NFL player’s felony gun charges dropped
In a turn of good news, Defensive End Quinnen Williams of the New York Jets is free and clear of two felony gun charges that resulted from his trip through La Guardia airport back in March of this year. Williams was facing charges for possession of an unlicensed handgun which was in his luggage at the airport.
While I support the District Attorney’s decision to drop the charges, I have to point out that at first glance, this was almost certainly only done because of Williams’ status as a prominent professional athlete. If only the state had the decency to drop similar charges that it’s brought against hundreds of people who have passed through New York City’s airports.

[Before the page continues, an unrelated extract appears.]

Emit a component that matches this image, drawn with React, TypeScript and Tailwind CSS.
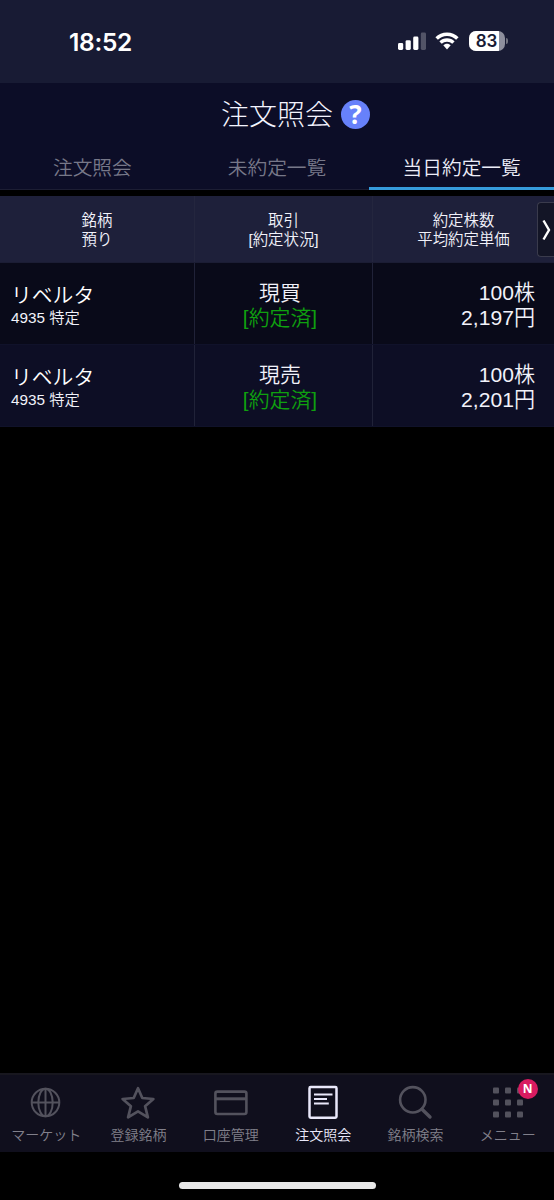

2A/4A case relisted by the Supreme Court
On Monday the Supreme Court relisted a case called Rodriguez v. City of San Jose. What this means is that the high court will reconsider hearing it over the next term. In this case the government was placing a man on a mental health hold and while doing so, entered his home and seized his firearms and related property. This was despite the man’s wife telling the police that she wanted to maintain possession of the property while he was in custody.
After his release the couple petitioned the city for the return of the property, which of course they refused.
This case is important because the Supreme Court’s say on the matter will have an impact on the future of red flag laws and the right of the government to enter homes and seize property. It’s also interesting that the Court relisted it, probably in anticipation of Justice Barrett assuming the ninth seat soon.